Conception inclusive : Bien qu’il puisse, dans certains cas, se révéler nécessaire ou plus approprié d’élaborer des lois, des pratiques, des programmes ou des politiques destinés à répondre aux besoins des personnes âgées, dans la plupart des cas, une conception inclusive, qui consiste à tenir compte des aînés dans l’élaboration globale du droit peut s’avérer plus efficace. L’importance accordée à la dignité, à l’autonomie, à l’inclusion, à la sécurité et à la diversité lors de l’élaboration profitera aux jeunes et aux moins jeunes. Plusieurs, sinon la plupart des mesures nécessaires afin d’appliquer les principes et de rendre le droit plus juste, accessible et équitable pour les personnes âgées auront les mêmes effets pour tous. L’élaboration de lois, de politiques et de programmes qui tiennent compte des personnes âgées peut améliorer l’efficacité du droit dans son ensemble.

Protection, respect et mise en œuvre des droits : Dans le domaine du droit international en matière de droits de la personne, le cadre sur « la protection, le respect et la mise en œuvre des droits » sert à analyser et à favoriser l’exécution des obligations en matière de droits de la personne. Selon cette analyse, les États doivent aborder leurs obligations en matière de droits de la personne de trois façons : 

  1. L’obligation de respecter les droits – Les États parties doivent s’abstenir d’entraver la réalisation des droits. Par exemple, ils ne doivent pas refuser l’accès des personnes âgées à l’emploi ou à l’éducation en raison de leur âge.
  2. L’obligation de protéger les droits – Les États parties doivent empêcher la violation de ces droits par des tiers. Par exemple, ils doivent interdire aux employeurs privés d’exercer de la discrimination fondée sur l’âge envers les travailleurs âgés.
  3. L’obligation de mettre en œuvre les droits – Les États parties doivent prendre des mesures législatives, administratives, financières, judiciaires ou autres en vue d’assurer le plein exercice de ces droits. Par exemple, ils peuvent créer des programmes particuliers visant à aider les travailleurs âgés qui ont de la difficulté à se trouver un emploi après avoir été mis à pied. 
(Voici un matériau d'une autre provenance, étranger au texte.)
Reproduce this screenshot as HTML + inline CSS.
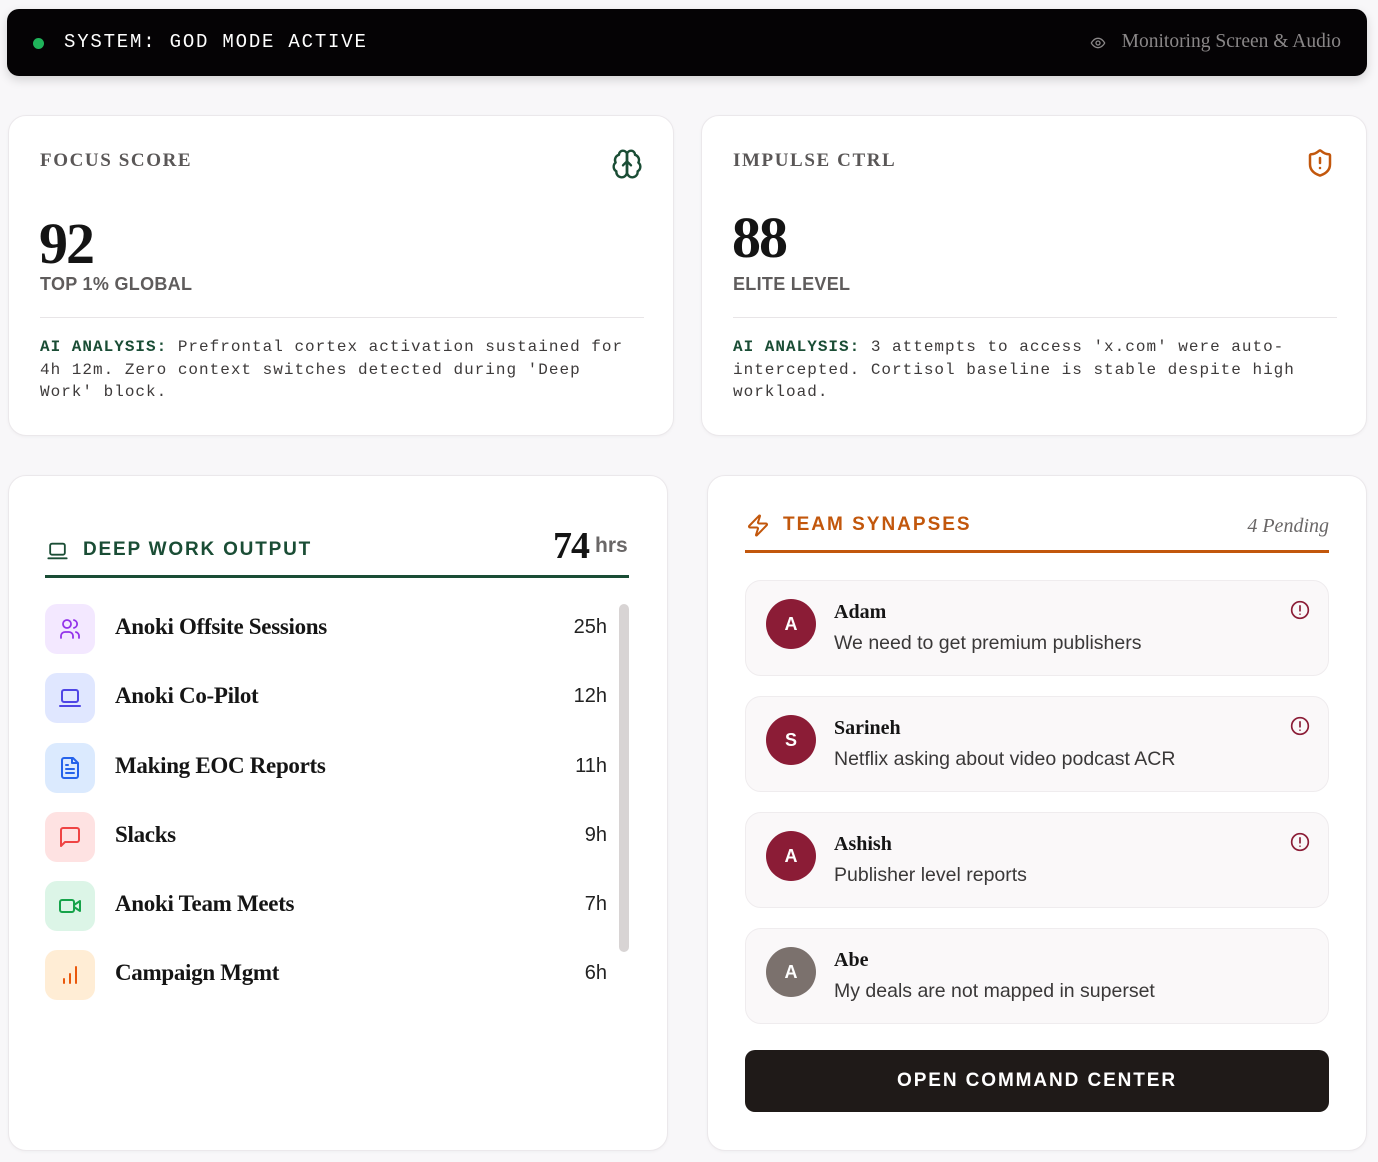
<!DOCTYPE html>
<html><head><meta charset="utf-8"><style>
*{box-sizing:border-box;margin:0;padding:0}
body{width:1378px;height:1162px;background:#f8f7f9;font-family:"Liberation Sans",sans-serif;position:relative;overflow:hidden;color:#1a1a1a}
.abs{position:absolute}
.hdr{left:7px;top:9px;width:1360px;height:67px;background:#050305;border-radius:12px;box-shadow:0 4px 10px rgba(0,0,0,.15)}
.card{background:#fff;border:1px solid #ebe8eb;border-radius:18px;box-shadow:0 1px 3px rgba(0,0,0,.04)}
.lbl{font-family:"Liberation Serif",serif;font-weight:bold;font-size:19px;letter-spacing:1.6px;color:#5a5757}
.big{font-family:"Liberation Serif",serif;font-weight:bold;font-size:58px;color:#141414;letter-spacing:-2px}
.sub{font-size:18px;font-weight:bold;color:#5f5c5c;letter-spacing:.3px}
.div{height:1px;background:#e8e5e7}
.mono{font-family:"Liberation Mono",monospace;font-size:16px;letter-spacing:1px;line-height:22.5px;color:#3e3b3b;width:599px}
.mono b{color:#1a4d35}
.row{left:45px;width:562px;height:50px}
.ib{position:absolute;left:0;top:0;width:50px;height:50px;border-radius:12px;display:flex;align-items:center;justify-content:center}
.nm{position:absolute;left:70px;top:10px;font-family:"Liberation Serif",serif;font-weight:bold;font-size:23px;color:#151515;letter-spacing:-.3px}
.vl{position:absolute;right:0;top:12px;font-size:20px;color:#222}
.msg{left:745px;width:584px;height:96px;background:#faf8f9;border:1px solid #efecee;border-radius:16px}
.av{position:absolute;left:20px;top:18px;width:50px;height:50px;border-radius:50%;background:#8b1c36;color:#fff;font-weight:bold;font-size:18px;display:flex;align-items:center;justify-content:center}
.mn{position:absolute;left:88px;top:20px;font-family:"Liberation Serif",serif;font-weight:bold;font-size:20px;color:#151515}
.mt{position:absolute;left:88px;top:51px;font-size:19.5px;color:#3a3838}
.al{position:absolute;left:544px;top:19px}
</style></head><body>
<div class="abs hdr">
 <div class="abs" style="left:26px;top:29px;width:11px;height:11px;border-radius:50%;background:#1fb35a"></div>
 <div class="abs" style="left:57px;top:22px;font-family:'Liberation Mono',monospace;font-size:19px;color:#fff;letter-spacing:1.8px">SYSTEM: GOD MODE ACTIVE</div>
 <svg class="abs" style="left:1082px;top:26px" width="18" height="16" viewBox="0 0 24 24" fill="none" stroke="#8a8788" stroke-width="2"><path d="M2 12s3.5-7 10-7 10 7 10 7-3.5 7-10 7S2 12 2 12z"/><circle cx="12" cy="12" r="3"/></svg>
 <div class="abs" style="right:26px;top:22px;font-family:'Liberation Serif',serif;font-size:19.5px;color:#8a8788">Monitoring Screen &amp; Audio</div>
</div>

<div class="abs card" style="left:8px;top:115px;width:666px;height:321px">
 <div class="abs lbl" style="left:31px;top:34px">FOCUS SCORE</div>
 <svg class="abs" style="left:602px;top:32px" width="32" height="32" viewBox="0 0 24 24" fill="none" stroke="#1a4d35" stroke-width="1.8" stroke-linecap="round" stroke-linejoin="round"><path d="M12 5a3 3 0 1 0-5.997.125 4 4 0 0 0-2.526 5.77 4 4 0 0 0 .556 6.588A4 4 0 1 0 12 18Z"/><path d="M12 5a3 3 0 1 1 5.997.125 4 4 0 0 1 2.526 5.77 4 4 0 0 1-.556 6.588A4 4 0 1 1 12 18Z"/><path d="M12 5v13M9 13l3-3 3 3"/></svg>
 <div class="abs big" style="left:30px;top:94px">92</div>
 <div class="abs sub" style="left:31px;top:158px">TOP 1% GLOBAL</div>
 <div class="abs div" style="left:31px;top:201px;width:604px"></div>
 <div class="abs mono" style="left:31px;top:220px"><b>AI ANALYSIS:</b> Prefrontal cortex activation sustained for 4h 12m. Zero context switches detected during 'Deep Work' block.</div>
</div>

<div class="abs card" style="left:701px;top:115px;width:666px;height:321px">
 <div class="abs lbl" style="left:31px;top:34px">IMPULSE CTRL</div>
 <svg class="abs" style="left:603px;top:32px" width="30" height="30" viewBox="0 0 24 24" fill="none" stroke="#c2570c" stroke-width="2" stroke-linecap="round" stroke-linejoin="round"><path d="M20 13c0 5-3.5 7.5-7.66 8.95a1 1 0 0 1-.67-.01C7.5 20.5 4 18 4 13V6a1 1 0 0 1 1-1c2 0 4.5-1.2 6.24-2.72a1.17 1.17 0 0 1 1.52 0C14.51 3.81 17 5 19 5a1 1 0 0 1 1 1z"/><path d="M12 8v4M12 16h.01"/></svg>
 <div class="abs big" style="left:30px;top:88px">88</div>
 <div class="abs sub" style="left:31px;top:158px">ELITE LEVEL</div>
 <div class="abs div" style="left:31px;top:201px;width:604px"></div>
 <div class="abs mono" style="left:31px;top:220px"><b>AI ANALYSIS:</b> 3 attempts to access 'x.com' were auto-intercepted. Cortisol baseline is stable despite high workload.</div>
</div>

<div class="abs card" style="left:8px;top:475px;width:660px;height:676px"></div>
<svg class="abs" style="left:46px;top:540px" width="23" height="22" viewBox="0 0 24 24" fill="none" stroke="#1a4d35" stroke-width="2" stroke-linecap="round" stroke-linejoin="round"><rect x="4" y="4" width="16" height="12" rx="2"/><path d="M2 20h20"/></svg>
<div class="abs" style="left:83px;top:539px;font-size:19px;font-weight:bold;letter-spacing:1.8px;color:#1a4d35">DEEP WORK OUTPUT</div>
<div class="abs" style="left:553px;top:524px;font-family:'Liberation Serif',serif;font-weight:bold;font-size:38px;color:#141414;letter-spacing:-1px">74</div>
<div class="abs" style="left:595px;top:534px;font-size:21px;font-weight:bold;color:#6a6767">hrs</div>
<div class="abs" style="left:45px;top:575px;width:584px;height:3px;background:#1a4d35"></div>
<div class="abs" style="left:619px;top:604px;width:10px;height:348px;background:#d8d4d4;border-radius:5px"></div>

<div class="abs row" style="top:604px"><div class="ib" style="background:#f3e8ff"><svg width="24" height="24" viewBox="0 0 24 24" fill="none" stroke="#9333ea" stroke-width="1.8" stroke-linecap="round"><circle cx="9" cy="7" r="4"/><path d="M3 21v-2a4 4 0 0 1 4-4h4a4 4 0 0 1 4 4v2M16 3.1a4 4 0 0 1 0 7.8M21 21v-2a4 4 0 0 0-3-3.9"/></svg></div><div class="nm">Anoki Offsite Sessions</div><div class="vl">25h</div></div>
<div class="abs row" style="top:673px"><div class="ib" style="background:#e0e7ff"><svg width="24" height="24" viewBox="0 0 24 24" fill="none" stroke="#4f46e5" stroke-width="2" stroke-linecap="round"><rect x="4" y="4" width="16" height="12" rx="2"/><path d="M2 20h20"/></svg></div><div class="nm">Anoki Co-Pilot</div><div class="vl">12h</div></div>
<div class="abs row" style="top:743px"><div class="ib" style="background:#dbeafe"><svg width="24" height="24" viewBox="0 0 24 24" fill="none" stroke="#2563eb" stroke-width="2" stroke-linecap="round" stroke-linejoin="round"><path d="M15 2H6a2 2 0 0 0-2 2v16a2 2 0 0 0 2 2h12a2 2 0 0 0 2-2V7z"/><path d="M14 2v5h5M10 9H8M16 13H8M16 17H8"/></svg></div><div class="nm">Making EOC Reports</div><div class="vl">11h</div></div>
<div class="abs row" style="top:812px"><div class="ib" style="background:#fee2e2"><svg width="24" height="24" viewBox="0 0 24 24" fill="none" stroke="#ef4444" stroke-width="2" stroke-linejoin="round"><path d="M21 15a2 2 0 0 1-2 2H7l-4 4V5a2 2 0 0 1 2-2h14a2 2 0 0 1 2 2z"/></svg></div><div class="nm">Slacks</div><div class="vl">9h</div></div>
<div class="abs row" style="top:881px"><div class="ib" style="background:#dcf5e7"><svg width="24" height="24" viewBox="0 0 24 24" fill="none" stroke="#16a34a" stroke-width="2" stroke-linejoin="round"><rect x="2" y="6" width="14" height="12" rx="2"/><path d="M16 13l6 4V7l-6 4"/></svg></div><div class="nm">Anoki Team Meets</div><div class="vl">7h</div></div>
<div class="abs row" style="top:950px"><div class="ib" style="background:#ffedd5"><svg width="24" height="24" viewBox="0 0 24 24" fill="none" stroke="#ea580c" stroke-width="2" stroke-linecap="round"><path d="M6 20v-4M12 20v-9M18 20V4"/></svg></div><div class="nm">Campaign Mgmt</div><div class="vl">6h</div></div>

<div class="abs card" style="left:707px;top:475px;width:660px;height:676px"></div>
<svg class="abs" style="left:746px;top:513px" width="24" height="25" viewBox="0 0 24 24" fill="none" stroke="#c2570c" stroke-width="2" stroke-linejoin="round"><path d="M4 14a1 1 0 0 1-.78-1.63l9.9-10.2a.5.5 0 0 1 .86.46l-1.92 6.02A1 1 0 0 0 13 10h7a1 1 0 0 1 .78 1.63l-9.9 10.2a.5.5 0 0 1-.86-.46l1.92-6.02A1 1 0 0 0 11 14z"/></svg>
<div class="abs" style="left:783px;top:514px;font-size:19px;font-weight:bold;letter-spacing:2px;color:#c2570c">TEAM SYNAPSES</div>
<div class="abs" style="right:49px;top:515px;font-family:'Liberation Serif',serif;font-style:italic;font-size:20px;color:#6a6767">4 Pending</div>
<div class="abs" style="left:745px;top:550px;width:584px;height:3px;background:#c2570c"></div>

<div class="abs msg" style="top:580px"><div class="av">A</div><div class="mn">Adam</div><div class="mt">We need to get premium publishers</div><svg class="al" width="20" height="20" viewBox="0 0 24 24" fill="none" stroke="#8b1c36" stroke-width="2" stroke-linecap="round"><circle cx="12" cy="12" r="10"/><path d="M12 7v6M12 17h.01"/></svg></div>
<div class="abs msg" style="top:696px"><div class="av">S</div><div class="mn">Sarineh</div><div class="mt">Netflix asking about video podcast ACR</div><svg class="al" width="20" height="20" viewBox="0 0 24 24" fill="none" stroke="#8b1c36" stroke-width="2" stroke-linecap="round"><circle cx="12" cy="12" r="10"/><path d="M12 7v6M12 17h.01"/></svg></div>
<div class="abs msg" style="top:812px"><div class="av">A</div><div class="mn">Ashish</div><div class="mt">Publisher level reports</div><svg class="al" width="20" height="20" viewBox="0 0 24 24" fill="none" stroke="#8b1c36" stroke-width="2" stroke-linecap="round"><circle cx="12" cy="12" r="10"/><path d="M12 7v6M12 17h.01"/></svg></div>
<div class="abs msg" style="top:928px"><div class="av" style="background:#7b716d">A</div><div class="mn">Abe</div><div class="mt">My deals are not mapped in superset</div></div>

<div class="abs" style="left:745px;top:1050px;width:584px;height:62px;background:#1f1a18;border-radius:10px;color:#fff;font-weight:bold;font-size:19px;letter-spacing:1.9px;display:flex;align-items:center;justify-content:center">OPEN COMMAND CENTER</div>
</body></html>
Cette approche peut s’avérer utile pour analyser et faciliter l’application des principes concernant le droit et les personnes âgées ou, en fait, tout autre groupe. Dans le cadre de l’application progressive des principes, le gouvernement peut d’abord prendre des mesures pour s’assurer qu’aucune loi n’interfère avec ceux-ci (respect). Puis, il peut adopter des lois visant à empêcher toute interférence avec les principes (protection). Finalement, il peut adopter des lois ayant pour but de promouvoir activement l’application des droits (mise en œuvre).

Résolution des conflits entre les principes : Dans certains domaines du droit ou secteurs de politique, des tensions peuvent se faire sentir entre deux principes ou plus. Par exemple, on pense souvent que l’autonomie des personnes âgées entre en contradiction avec la protection de leur sécurité; les lois sur la protection des adultes constituent un exemple de ce conflit. Pour évaluer les situations où des conflits semblent exister entre les principes, on peut adopter la démarche suivante :

  1. Évaluer le contexte : Examiner le contexte plus large dans lequel le conflit semble prendre naissance. Souvent, la difficulté ne découle pas d’un conflit de principes insoluble, mais plutôt d’un contexte plus vaste dans lequel les ressources limitées, les attitudes sociales ou les structures institutionnelles empêchent l’application simultanée des deux principes. On pourrait croire que la solution la plus simple consiste, par exemple, à accorder la priorité à l’autonomie des adultes plutôt qu’à leur sécurité, mais il est préférable de mettre au point des solutions qui permettront de favoriser l’application des deux principes.
     
  2. Analyser le conflit : Lorsqu’il existe un véritable conflit de principes, il convient d’examiner soigneusement la situation d’un point de vue global et nuancé. Quels sont les droits ou les enjeux en cause? Sur qui ce conflit pourrait-il avoir des répercussions? De quelle façon l’application d’un principe à un degré moindre pourrait-elle compromettre la réalisation des autres principes?
     
  3. Examiner l’incidence des autres principes sur le conflit : Lorsque deux principes semblent entrer en conflit, il importe de tenir compte de l’incidence que peuvent avoir les autres principes sur la dynamique et de la façon dont la résolution du conflit peut influer sur l’application des autres principes.
     
  4. Maximiser l’application des principes : Il faut se demander s’il est possible d’envisager des solutions permettant le respect des deux principes, au moins à un certain degré.
     
  5. Favoriser les solutions anti-âgistes : Il importe de garder à l’esprit que les principes visent à promouvoir une démarche anti-âgiste dans le domaine du droit et à lever les obstacles à l’égalité auxquels font face les personnes âgées. Quelles sont les solutions aux conflits de principes qui sont les plus susceptibles de contribuer à l’atteinte de cet objectif plus général?